As soon as I got home, they swooped on me. Whoosh. There were three unmarked cars and about seven or eight officers, all in plain clothes. ‘Freeze,' they shouted. ‘Get your hands up. We want to search you.' Some of them were Irish police, others were intelligence officers from the UK. They frisked me and searched the car but found nothing. They were completely perplexed.
‘Where is it?' they asked.
‘Where's what?' I replied.
‘We know who you've just met.'
‘Who've I just met?' I enquired.
Nine times out of ten, the authorities jump quicker than they should. With them, it's all a matter of timing: should we hit the suspect now, or should we do it a bit later? Then again, a few of us top criminals had a major advantage: a sixth sense that saved us time and again from total annihilation. Kenny Noye had it. Curtis Warren had it. And I had it.

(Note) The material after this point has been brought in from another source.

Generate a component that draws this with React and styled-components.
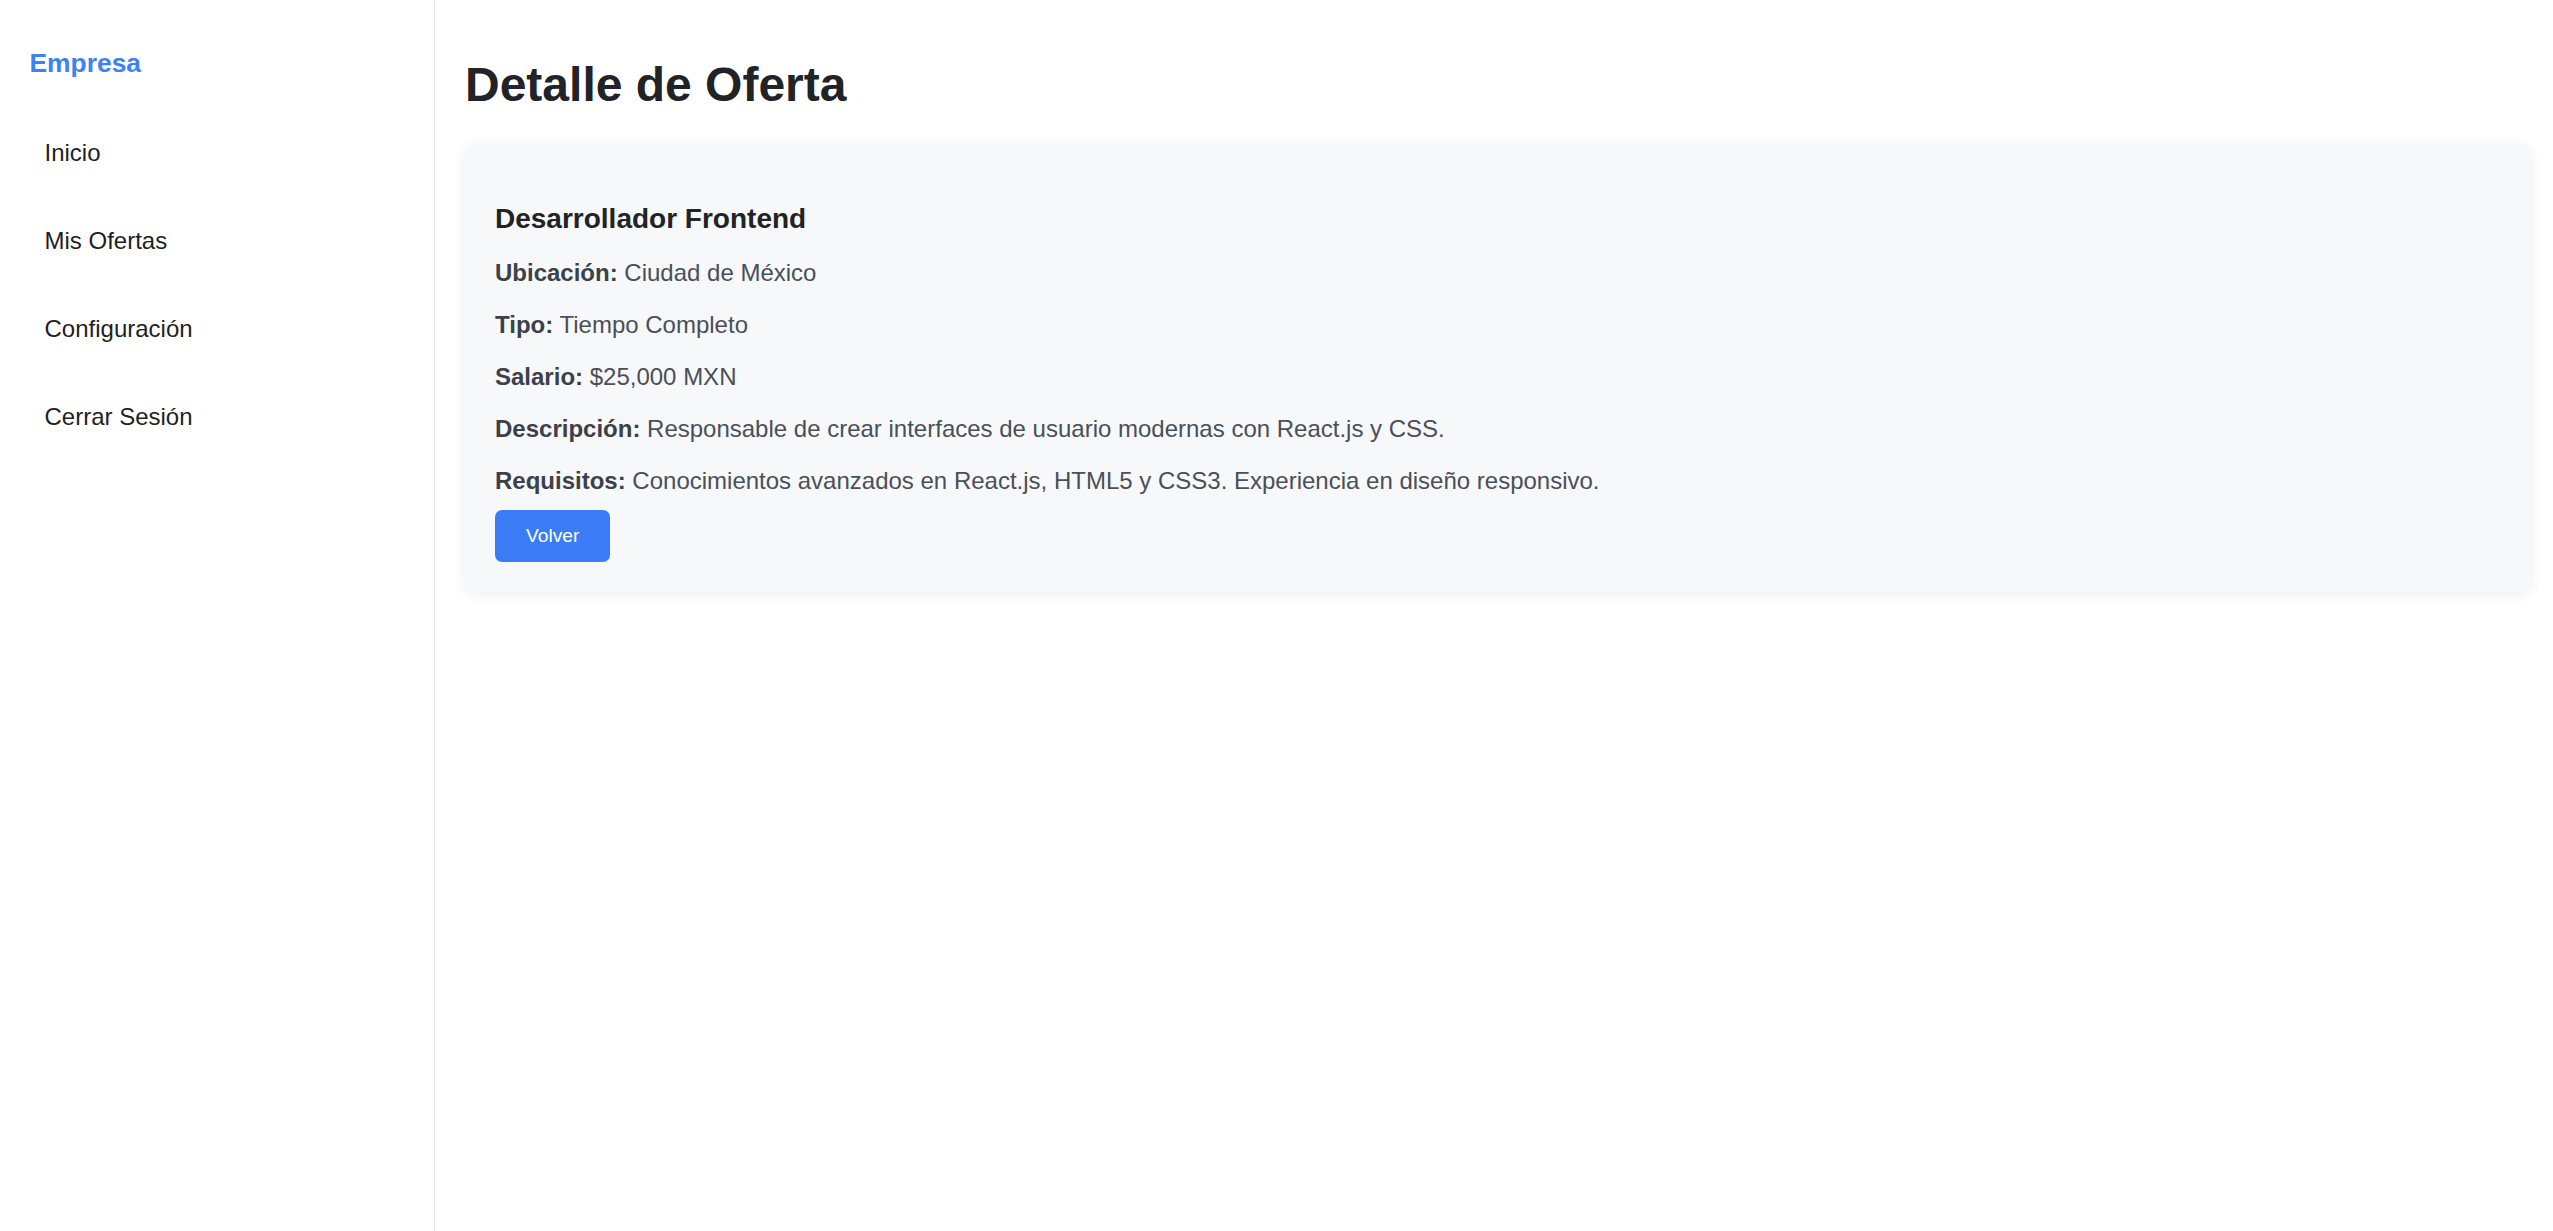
import React from "react";
import styled, { createGlobalStyle } from "styled-components";

const GlobalStyle = createGlobalStyle`
  html, body {
    margin: 0;
    padding: 0;
    background: #ffffff;
    font-family: "Liberation Sans", Arial, sans-serif;
  }
  * { box-sizing: border-box; }
`;

const Layout = styled.div`
  display: flex;
  min-height: 100vh;
  width: 100%;
`;

const Sidebar = styled.aside`
  flex: 0 0 435px;
  width: 435px;
  border-right: 1px solid #e3e5ea;
  background: #ffffff;
  padding: 47px 0 0 29.5px;
`;

const Brand = styled.div`
  font-size: 26.4px;
  line-height: 32px;
  font-weight: 700;
  color: #3b82f6;
  margin-bottom: 45.5px;
`;

const Nav = styled.nav`
  display: flex;
  flex-direction: column;
  gap: 32px;
`;

const NavLink = styled.a`
  display: block;
  padding: 14px 15px;
  font-size: 24px;
  line-height: 28px;
  color: #1f1f1f;
  text-decoration: none;
  cursor: pointer;
`;

const Main = styled.main`
  flex: 1;
  padding: 57px 23px 0 30px;
  min-width: 0;
`;

const Title = styled.h1`
  margin: 0 0 31px;
  font-size: 48px;
  line-height: 56px;
  font-weight: 700;
  color: #212327;
`;

const Card = styled.section`
  background: #f7f8fa;
  border-radius: 12px;
  box-shadow: 0 2px 14px rgba(0, 0, 0, 0.08);
  padding: 30px;
`;

const JobTitle = styled.h3`
  margin: 29px 0 24px;
  font-size: 28px;
  line-height: 32px;
  font-weight: 700;
  color: #212327;
`;

const InfoList = styled.div`
  display: flex;
  flex-direction: column;
  gap: 24px;
`;

const InfoLine = styled.p`
  margin: 0;
  font-size: 24px;
  line-height: 28px;
  color: #4a4f59;
`;

const Label = styled.strong`
  font-weight: 700;
  color: #3c4049;
`;

const BackButton = styled.button`
  margin-top: 15px;
  height: 52px;
  padding: 0 31px;
  border: none;
  border-radius: 7px;
  background: #3b7cf6;
  color: #ffffff;
  font-family: "Liberation Sans", Arial, sans-serif;
  font-size: 19.2px;
  cursor: pointer;
`;

const details = [
  ["Ubicación:", "Ciudad de México"],
  ["Tipo:", "Tiempo Completo"],
  ["Salario:", "$25,000 MXN"],
  ["Descripción:", "Responsable de crear interfaces de usuario modernas con React.js y CSS."],
  ["Requisitos:", "Conocimientos avanzados en React.js, HTML5 y CSS3. Experiencia en diseño responsivo."],
];

const navItems = ["Inicio", "Mis Ofertas", "Configuración", "Cerrar Sesión"];

export default function App() {
  return (
    <>
      <GlobalStyle />
      <Layout>
        <Sidebar>
          <Brand>Empresa</Brand>
          <Nav>
            {navItems.map((item) => (
              <NavLink key={item}>{item}</NavLink>
            ))}
          </Nav>
        </Sidebar>
        <Main>
          <Title>Detalle de Oferta</Title>
          <Card>
            <JobTitle>Desarrollador Frontend</JobTitle>
            <InfoList>
              {details.map(([label, value]) => (
                <InfoLine key={label}>
                  <Label>{label}</Label> {value}
                </InfoLine>
              ))}
            </InfoList>
            <BackButton>Volver</BackButton>
          </Card>
        </Main>
      </Layout>
    </>
  );
}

I gave Curtis a call to warn him. We never talked on the phone – one ring on a mobile phone was the signal for us to both go to a pre-arranged phone box. I used to change my mobile phone every three weeks as a precaution.
Later that night, at around 4 a.m., I got dressed into my black SAS-issue combat gear. I crept into my backyard and carefully took the bricks out of the bottom of the wall, wide enough for my body to fit through. I'd learned that trick after watching a film about a gangster called
The General.
He had dug a tunnel out of his own garden, because the police were watching his front door. He would go out and rob banks and then come back into his ken through the tunnel. I slithered out into the night, stayed off road all the way to the railway embankment, collected the gear and sold it for 42 grand.
Although I was living in Dublin, I frequently commuted back to the UK to see my family. If I was home, I'd stay in London and train at a very well-known boxing gym in the capital. I kept my training hours religiously, so Curtis would come to the club to see me when he was passing through London. Villainy goes hand in glove with boxing, right back to the Krays.